Azure manages dependencies for custom components through a docker image which contains the runtime language (Python or R), all necessary libraries, and the code of the custom component.
What happens when a custom component is executed in an Azure pipeline?
When a custom component is executed in an Azure pipeline, a Docker container is spun up with the environment specified in the Docker image, and the custom component code is executed within this container.
How can you control the compute resources used by a custom component?
The compute resources used by a custom component can be controlled by specifying the compute target to use when running the pipeline.

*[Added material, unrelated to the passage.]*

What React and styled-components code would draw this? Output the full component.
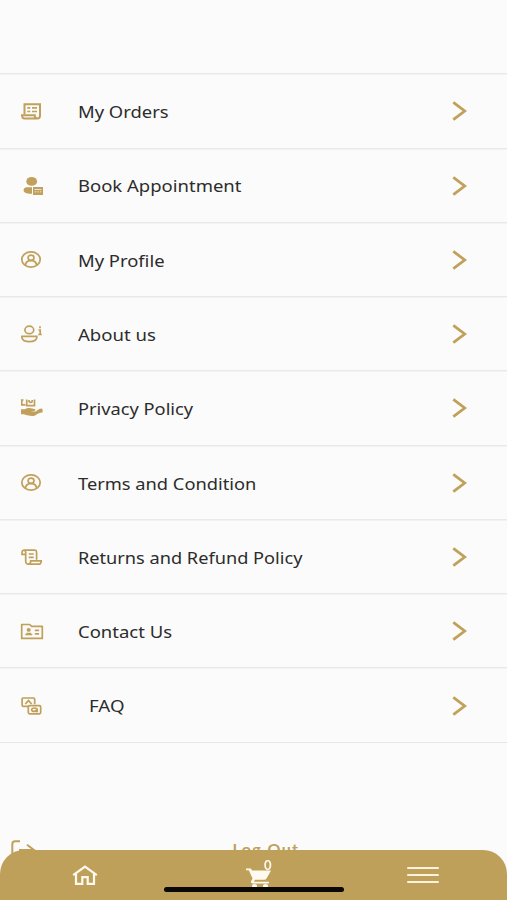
import React from "react";
import styled, { createGlobalStyle } from "styled-components";

export default function App() {
  return (
    <Screen>
      <GlobalStyle />
      <Header />
      <Menu>
        {items.map(({ label, icon, indent, stretch }) => (
          <Row key={label}>
            <Icon viewBox="0 0 24 20">{icon}</Icon>
            <Label $indent={indent}>
              <Stretch $x={stretch}>{label}</Stretch>
            </Label>
            <Chevron viewBox="0 0 16 20">
              <path d="M1.300 1.300 12.700 10 1.300 18.700" />
            </Chevron>
          </Row>
        ))}
      </Menu>
      <LogOut>
        <LogOutIcon viewBox="0 0 26 20">
          <path d="M10 1.200H5.200Q2.300 1.200 2.300 4v12q0 2.800 2.900 2.800H10M9 10h15M17 4.800 24 10l-7 5.200" />
        </LogOutIcon>
        <LogOutText>Log Out</LogOutText>
      </LogOut>
      <TabBar>
        <Tab>
          <HomeIcon viewBox="0 0 26 20">
            <path d="M1.200 10.200 13 1.500l11.800 8.700M4 8.500v10.300h6.300v-6.600h5.400v6.600H22V8.500" />
          </HomeIcon>
        </Tab>
        <Tab>
          <CartIcon viewBox="0 0 26 20">
            <path d="M0 .5h4.800l1.300 2H25l-4.600 8.300q-.6 1-2 1H9l-1.200 2h15v1.700H7q-2.700-.4-1.800-2.500L6.600 10.600 2.800 2.300H0z" />
            <ellipse cx="8.500" cy="18" rx="2.600" ry="2" />
            <ellipse cx="19.500" cy="18" rx="2.600" ry="2" />
          </CartIcon>
          <Badge>0</Badge>
        </Tab>
        <Tab>
          <Bars>
            <Bar />
            <Bar />
            <Bar />
          </Bars>
        </Tab>
        <HomeIndicator />
      </TabBar>
    </Screen>
  );
}

const personIcon = (
  <>
    <ellipse cx="11" cy="9.500" rx="9.200" ry="7.700" />
    <ellipse cx="11" cy="7.800" rx="3" ry="2.600" />
    <path d="M5.300 15q.6-3.600 4-4.400h3.400q3.400.8 4 4.400" />
  </>
);

const items = [
  {
    label: "My Orders",
    stretch: 1.15,
    icon: (
      <>
        <path
          strokeWidth="2"
          d="M4.500 13V3.300h15.500v11.500q0 2.700-2.600 2.700H4.400q-2.300 0-2.400-3.200h12.700q0 3.200 2.800 3.200"
        />
        <path d="M7.300 6.800h3M12 6.800h5M7.300 10.500h3M12 10.500h5" />
      </>
    ),
  },
  {
    label: "Book Appointment",
    stretch: 1.155,
    icon: (
      <g fill="#c0a05a" stroke="none">
        <ellipse cx="11.700" cy="5.400" rx="5.400" ry="4.300" />
        <path d="M6.200 11.300h5.800v6.400H9q-5.500-.5-5.500-3.700 0-2.200 2.700-2.700z" />
        <path
          fillRule="evenodd"
          d="M13 11h10v8H13zM14.500 13.200v.9h7v-.9zM14.700 15.400v.8h1.500v-.8zM17.400 15.400v.8h1.500v-.8zM20 15.400v.8h1.400v-.8z"
        />
      </g>
    ),
  },
  { label: "My Profile", stretch: 1.15, icon: personIcon },
  {
    label: "About us",
    stretch: 1.16,
    icon: (
      <>
        <ellipse cx="9.300" cy="5.900" rx="4.400" ry="3.700" />
        <path d="M1.900 12.300h14.900v1.500q-1 3.900-7.400 3.900t-7.500-3.900z" />
        <path d="M20 2.300v1.900M18.500 6h1.700v4.500M18.300 10.500h3.500" />
      </>
    ),
  },
  {
    label: "Privacy Policy",
    stretch: 1.14,
    icon: (
      <>
        <path d="M1.800 1.500v5.300h3.600M.9 2h2.600M6.700 1.500v6.200h7.800V1.500M9 2v1.600q1.600 1.600 3.200 0V2" />
        <path
          fill="#c0a05a"
          stroke="none"
          d="M1 11.300h4q2-1.600 4.500-1.300 2.500.8 5 .9 1.500.7.600 1.900l-4.400.4 5 .2 3.600-2.300q2.500-1.400 3.300.1v3.300h-1.200q-3.500.8-5.900 2.700-3 1.500-6.800.4-3-.7-4.700-1.400H1z"
        />
      </>
    ),
  },
  { label: "Terms and Condition", stretch: 1.142, icon: personIcon },
  {
    label: "Returns and Refund Policy",
    stretch: 1.136,
    icon: (
      <>
        <path d="M5.500 7.300H2V5q.2-1.800 2-1.800h10.800q1.800.2 1.800 2v7.600M4 3.200q1.700.2 1.700 2v9.600q.2 2.300 2.700 2.300h10.800q2-.3 2-3.200H10.700q0 3-2.300 3.200" />
        <path d="M8.700 7h5M8.700 10.300h5" />
      </>
    ),
  },
  {
    label: "Contact Us",
    stretch: 1.155,
    icon: (
      <>
        <path d="M1.700 3.500h8l2 1.900h10.600v12H1.700z" strokeLinejoin="round" />
        <ellipse cx="8.700" cy="8.900" rx="1.200" ry="1" fill="#c0a05a" />
        <path d="M5.300 13.500h7M6.500 12.600h4.600M14.800 9.300h4.300M14.800 12.900h4.300" />
      </>
    ),
  },
  {
    label: "FAQ",
    indent: 11,
    stretch: 1.17,
    icon: (
      <>
        <path d="M8 10.300H3.300q-1.200 0-1.200-1.200V3.200Q2.100 2 3.300 2h10.200q1.200 0 1.200 1.200v5" />
        <path d="M5.300 8 8.500 4.600l3.200 3.400" />
        <rect x="8.300" y="9.600" width="12.400" height="8.200" rx="1.300" />
        <ellipse cx="14.500" cy="13.700" rx="2.800" ry="1.700" />
        <path d="M15 14l2.700 2.200" />
      </>
    ),
  },
];

const GlobalStyle = createGlobalStyle`
  body {
    margin: 0;
    background: #fbfbfb;
  }
`;

const Screen = styled.div`
  display: flex;
  flex-direction: column;
  height: 900px;
  overflow: hidden;
  background: #fbfbfb;
  font-family: "Noto Sans", "Open Sans", sans-serif;
  color: #2c2c2c;
`;

const Header = styled.header`
  flex: none;
  height: 73.3px;
`;

const Menu = styled.nav`
  flex: none;
  border-bottom: 1px solid #e6e6e6;
`;

const Row = styled.div`
  display: flex;
  align-items: center;
  box-sizing: border-box;
  height: 74.27px;
  padding: 2px 39.5px 0 20px;
  background: linear-gradient(#e9e9e9, #e9e9e9) 0 0 / 100% 1.5px no-repeat;
`;

const Icon = styled.svg`
  flex: none;
  width: 24px;
  height: 20px;
  fill: none;
  stroke: #c0a05a;
  stroke-width: 1.7;
`;

const Label = styled.div`
  flex: 1;
  padding: 1.6px 0 0 ${({ $indent = 0 }) => 34 + $indent}px;
  font-size: 16px;
  line-height: 24px;
  white-space: nowrap;
`;

const Stretch = styled.span`
  display: inline-block;
  transform: scaleX(${({ $x }) => $x});
  transform-origin: 0 50%;
`;

const Chevron = styled.svg`
  flex: none;
  width: 16px;
  height: 20px;
  fill: none;
  stroke: #c0a05a;
  stroke-width: 2.8;
`;

const LogOut = styled.div`
  display: grid;
  grid-template-columns: 1fr auto 1fr;
  align-items: center;
  flex: none;
  height: 24px;
  margin-top: 95px;
  padding: 0 10px;
  color: #c0a05a;
`;

const LogOutIcon = styled.svg`
  width: 26px;
  height: 20px;
  fill: none;
  stroke: currentColor;
  stroke-width: 2;
`;

const LogOutText = styled.span`
  padding: 0 0 2px 25px;
  font-family: Lato, "Noto Sans", sans-serif;
  font-size: 16px;
  font-weight: 700;
  line-height: 16px;
  letter-spacing: 1.4px;
`;

const TabBar = styled.footer`
  position: fixed;
  left: 0;
  bottom: 0;
  display: grid;
  grid-template-columns: repeat(3, 1fr);
  width: 507px;
  height: 50px;
  border-radius: 24px 24px 0 0;
  background: #bea05a;
`;

const Tab = styled.div`
  position: relative;
  display: flex;
  justify-content: center;
  align-items: center;
  color: #fffaf0;
`;

const HomeIcon = styled.svg`
  width: 26px;
  height: 20px;
  fill: none;
  stroke: currentColor;
  stroke-width: 2.2;
`;

const CartIcon = styled.svg`
  width: 26px;
  height: 20px;
  margin: 5px 0 0 10px;
  fill: currentColor;
`;

const Badge = styled.span`
  position: absolute;
  top: 9px;
  left: 95px;
  font-family: Lato, "Noto Sans", sans-serif;
  font-size: 13px;
  font-weight: 700;
  line-height: 13px;
`;

const Bars = styled.div`
  display: grid;
  gap: 5px;
  width: 32px;
`;

const Bar = styled.span`
  height: 2px;
  border-radius: 1px;
  background: #fff3dc;
`;

const HomeIndicator = styled.div`
  position: absolute;
  left: 164px;
  bottom: 8px;
  width: 180px;
  height: 5px;
  border-radius: 3px;
  background: #0b0905;
`;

What are the benefits of using custom components in Azure?
The benefits include reusability of code, encapsulation of complex tasks, and enhancement of the built-in machine learning capabilities of Azure.
Can you share a custom component with other users in Azure?
Yes, once a custom component is registered, it can be shared with other users.
Can a custom component be used in multiple pipelines?
Yes, once a custom component is registered, it can be used in multiple pipelines.
How can you debug a custom component in Azure?
Debugging a custom component usually involves checking the logs of the pipeline run, or running the component code locally to troubleshoot issues.
How can you version control custom components in Azure?
Azure Machine Learning provides a versioning system to manage custom components. Each registered component is associated with a unique version.
What are the prerequisites for creating a custom component in Azure Machine Learning?
To create custom components, you should have a base knowledge in Python or R programming and must be familiar with the Azure Machine Learning SDK.